断片的な情報からも、被疑者が他者とのつながりを失い、孤独を募らせていたことが分かる。そして服役後は更生保護施設に滞在し、退所後は埼玉県内のアパートに居住する。そしてここでも近隣トラブルを重ねている。

この頃について、NHK NEWS WEB(京都放火事件 容疑者の名前公表)によると、

「関係者によりますと生活保護を受けていて、精神的な疾患があるため訪問看護を受けることもあったということです」

とある。

時系列で言えば、強盗事件を起こしたことで、生活保護や訪問看護など行政・医療の支援につながっている。しかしその後も近隣トラブルを重ねるなど、明らかに危うい精神状態であったと推測できるのだが、踏み込んだサポートには至らなかった。その背景にあるものについては、私のブログや本・漫画を読んでくれている方々には、改めて説明する必要もないだろう。

 

私のところには、問題行動やトラブル、違法行為を繰り返す身内についての相談が絶えないが、「何とかしなければ」と考えている家族がいるだけ、まだ救いがあるのかもしれない。
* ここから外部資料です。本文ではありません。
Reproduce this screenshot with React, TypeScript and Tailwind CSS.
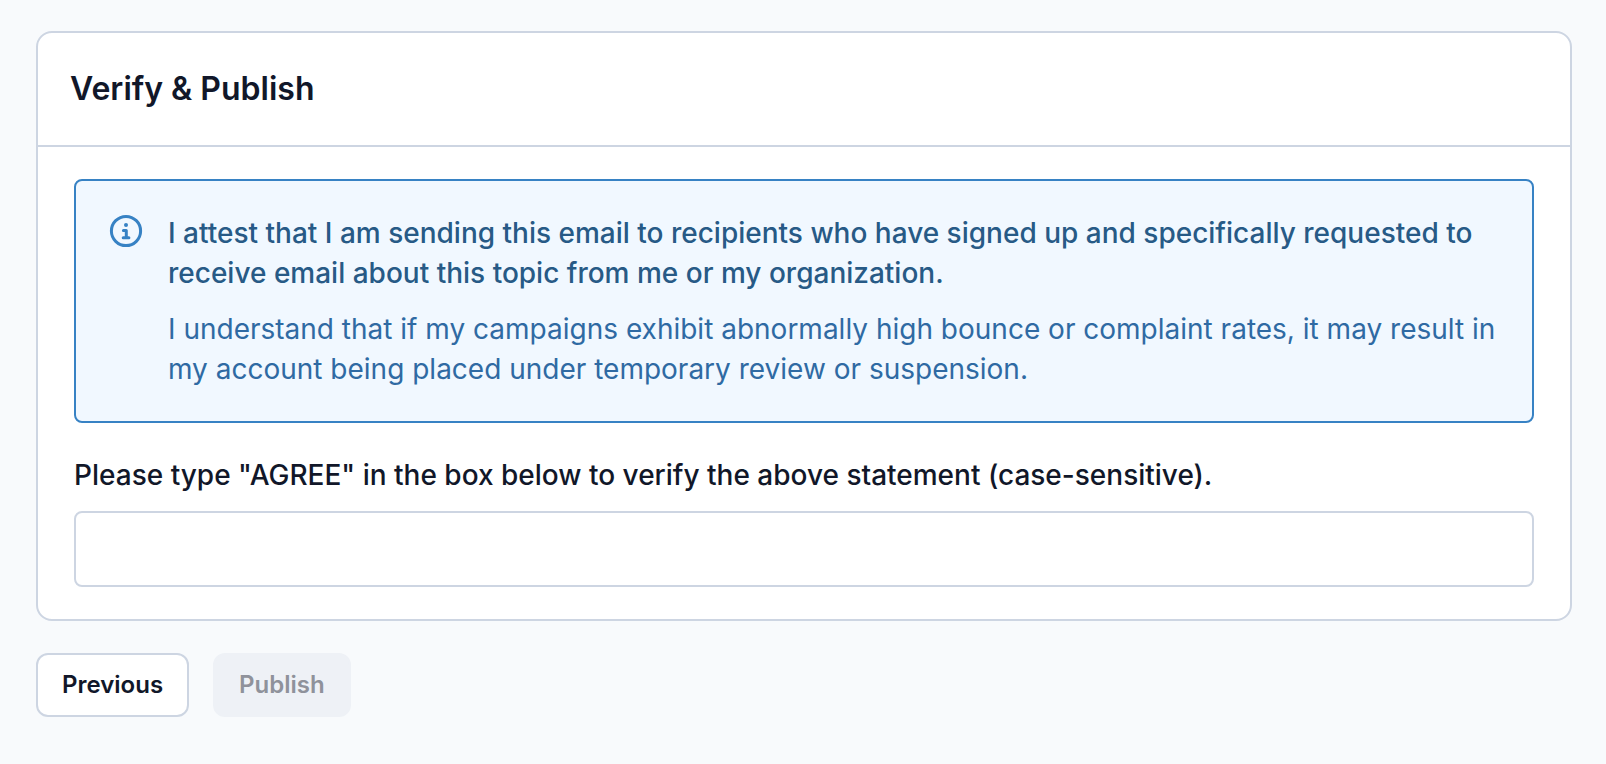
import { useState } from 'react';

function InfoIcon() {
  return (
    <svg
      className="size-9 shrink-0 text-[#3782c4]"
      viewBox="0 0 36 36"
      fill="none"
      stroke="currentColor"
      strokeWidth="3"
      strokeLinecap="round"
      strokeLinejoin="round"
      aria-hidden="true"
    >
      <circle cx="18" cy="18" r="14.6" />
      <circle cx="18" cy="12.1" r="2" fill="currentColor" stroke="none" />
      <path d="M15.4 17.6H18.3V24.7M15.2 24.7H20.9" />
    </svg>
  );
}

export default function App() {
  const [statement, setStatement] = useState('');
  const canPublish = statement === 'AGREE';

  return (
    <main className="min-h-screen bg-[#f8fafc] py-[31px] pr-[34px] pl-9 font-['Inter',sans-serif] text-[#111729]">
      <section className="rounded-2xl border-2 border-[#cdd5e2] bg-white">
        <header className="border-b-2 border-[#cdd5e2] px-8 py-9">
          <h1 className="text-[32px] leading-10 font-semibold">Verify &amp; Publish</h1>
        </header>
        <div className="px-9 py-8">
          <div className="flex gap-6 rounded-lg border-2 border-[#3782c4] bg-[#f1f8ff] p-8 text-[28px] leading-10">
            <InfoIcon />
            <div className="flex flex-col gap-4">
              <p className="font-medium text-[#275a86]">
                I attest that I am sending this email to recipients who have signed up and specifically requested to
                receive email about this topic from me or my organization.
              </p>
              <p className="text-[#2f6aa3]">
                I understand that if my campaigns exhibit abnormally high bounce or complaint rates, it may result in my
                account being placed under temporary review or suspension.
              </p>
            </div>
          </div>
          <label htmlFor="agree" className="mt-8 block text-[28px] leading-10 font-medium">
            Please type "AGREE" in the box below to verify the above statement (case-sensitive).
          </label>
          <input
            id="agree"
            type="text"
            value={statement}
            onChange={(event) => setStatement(event.target.value)}
            className="mt-4 block h-[76px] w-full rounded-lg border-2 border-[#cdd5e2] bg-white px-6 text-[28px] outline-none"
          />
        </div>
      </section>
      <div className="mt-8 flex gap-6 text-2xl font-semibold">
        <button type="button" className="h-16 rounded-xl border-2 border-[#cdd5e2] bg-white px-6">
          Previous
        </button>
        <button
          type="button"
          disabled={!canPublish}
          className="h-16 rounded-xl border-2 border-[#eef1f6] bg-[#eef1f6] px-6 disabled:text-[#8f929b]"
        >
          Publish
        </button>
      </div>
    </main>
  );
}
離婚や死別に限らずとも、家族関係は希薄になる一方である。家族も生きることに精一杯で、問題を抱える当事者に対して、さっさと匙を投げているようなケースもたくさんある。最近で言えば、川崎市多摩区登戸で起きた小学生襲撃事件の犯人も、完全に孤立した生活を何十年も送っていた。

「機能不全に陥った家族から、事件(加害者)が生まれる」ことは、ひとつの真理である、と私は思っている。そして、今のような時代にこそ、このテーマの正誤も含め大いに議論し、現実的な対策を練る必要があるとも考える。

しかし「個人」が尊重される今、事件のときに「家族」を持ち出すことさえ、はばかられるようになった。誤解のないように申し上げるが、これは、「家族にも責任を負わせよ」という意味ではない。かつてのマスメディアのように、家族や親族など関係者を執拗に追いかけまわし、不躾な取材をすることは、やはり人道に反すると私も思う。

だが、それらの報道があったおかげで、加害者の生育歴がわかり、人となりがわかり、そこから家族や地域を含めた「社会」の問題も論ずることができた。これはまぎれもない事実だろう。最近はあまりに規制が多すぎて、加害者だけでなく被害者の情報もシャットアウトされている。情報があふれてみえる現代において、我々が手にしているのは、実は事件の凄惨な「見出し」だけなのである

ちなみに、日本では裁判記録の閲覧ができない。法律(刑事訴訟法53条1項)には、

「何人も、被告事件の終結後、訴訟記録を閲覧することができる。但し、訴訟記録の保存又は裁判所若しくは検察庁の事務に支障のあるときは、この限りでない。」

と定められているのだが、実際のところ、事件関係者以外からの閲覧請求は原則不許可とされることが多いのである。このことについては、NHKオンライン「刑事裁判記録は誰のものか」(視点・論点)に詳しく書かれている。

もちろん、判決が出ればメディアも取り上げるが、よほどの重大事件でない限り深掘りはされない。我々一般人が事件の背景や過程を知りたいと思ったら、裁判をリアルタイムで傍聴するしかないのであるが、すべての裁判を傍聴することなど不可能であろう。

ひとたび事件がおきれば、いろんな人がいろんなことを語る。憶測やフェイクも含め、とてつもないスピードで情報が流れる。しかしそこに、たしかに存在したはずの「人間」の姿をつかむことが難しくなった。「人間」の手触りがなくなれば、事件に対する恐怖や怒り、悲しみなど、「人間」としての感情も、一過性のものにすぎなくなる。

私は、こういった事件を防ぐことは、今後ますます難しくなるだろうと感じている。非力な自分にできるのは、せめて自分の手の届く範囲にいる人たちの、その輪郭をしっかりと確かめながら、日々を生きることである。